In his short presidency, Donald Trump has taken many abrupt actions – but perhaps none more controversial than the sudden firing of FBI director James Comey.

President Trump had the legal right to oust Mr. Comey. Still, Tuesday’s unusual move throws a question mark over the future of the agency’s investigation into whether Trump associates collaborated with the Russian government in the 2016 presidential election.

Comey’s departure, coming just days after he reportedly requested more funds, has raised concerns that the investigation could be slowed or otherwise thwarted.

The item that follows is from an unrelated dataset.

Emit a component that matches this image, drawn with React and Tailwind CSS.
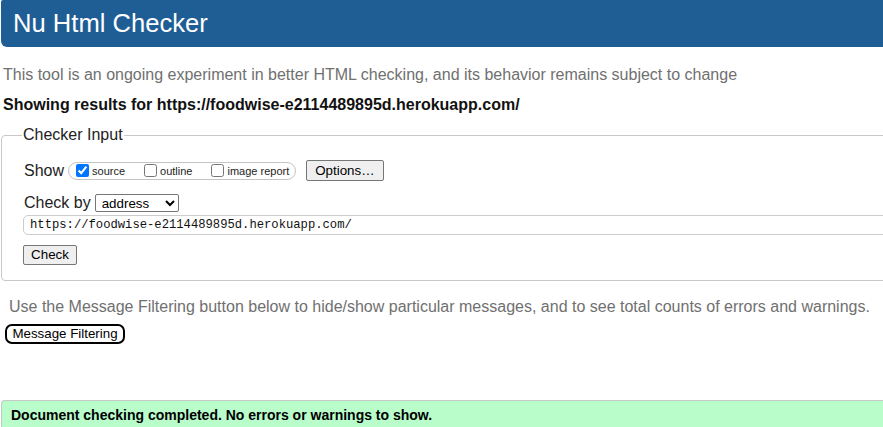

The FBI’s image as an independent law enforcement agency also hangs in the balance.

But if Trump thinks Comey's dismissal will squelch the Russia investigation, he’s wrong, says an informed source speaking on condition of anonymity.

“He just wants Russia to go away, but it’s not going to,” says the source. “Agents are going to keep working on this.”

Indeed, the FBI’s Russia investigation is likely to proceed as normal – at least for the time being – according to Justin Levitt, a former lawyer at the Department of Justice (DOJ).

The Russia investigation “depends on an awful lot of career FBI investigators who are professional and do their jobs, and they do that whoever the director of the FBI is, and they will continue to do that with whoever the director of the FBI is, unless they’re told to stop,” he says.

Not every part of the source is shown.